Radio Prijedor Радио Приједор

Prijedor; Bosnia and Herzegovina;
- Broadcast area: Bosanska Krajina
- Frequency: Prijedor 97.9 MHz
- Branding: Public

Programming
- Language: Serbian language
- Format: Local news, talk and music

Ownership
- Owner: IPC Kozarski vjesnik a.d. Prijedor
- Sister stations: TV Prijedor

History
- First air date: June 12, 1969
- Call sign meaning: PRIJEDOR

Technical information
- Transmitter coordinates: 44°58′51″N 16°42′48″E﻿ / ﻿44.98083°N 16.71333°E
- Repeater: Kozara/Mrakovica

Links
- Webcast: On website
- Website: www.kozarski.com

= Radio Prijedor =

Bosnian radio station

Radio Prijedor or Радио Приједор is a Bosnian local public radio station, broadcasting from Prijedor, Bosnia and Herzegovina. Local TV Prijedor is also part of public municipality services.

==History==
Radio Prijedor was launched on 12 June 1969 by the municipal council of Prijedor. In Yugoslavia and in SR Bosnia and Herzegovina, it was part of local/municipal Radio Sarajevo network affiliate. This radio station broadcasts a variety of programs such as local news, music, sport and talk shows. Nowadays, program is mainly produced in Serbian.

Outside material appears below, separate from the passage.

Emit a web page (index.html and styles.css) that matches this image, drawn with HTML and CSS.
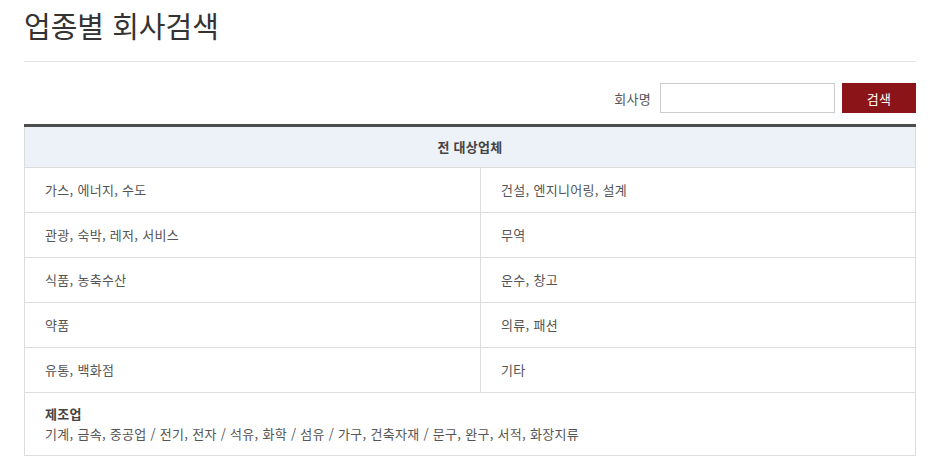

During the war in Bosnia and Herzegovina, this radio station was used for propaganda in Prijedor. On May 31, 1992, Bosnian Serb authorities in Prijedor issued an order via local radio ordering the non-Serb population to mark their houses with white flags or sheets, and to wear in public white ribbons around their sleeves if they leave their homes.
"Citizens of Serbian nationality, join your army and police in the pursuit of these extremists. Other citizens, Muslims and Croats, must hang white flags on their houses and apartments and put white ribbons on their hands. Otherwise, it will suffer severe consequences ", read the call on the radio.

== Frequencies ==
Estimated number of listeners of Radio Prijedor is around 177,145.
Radio station is also available in Una-Sana Canton and neighboring Croatia.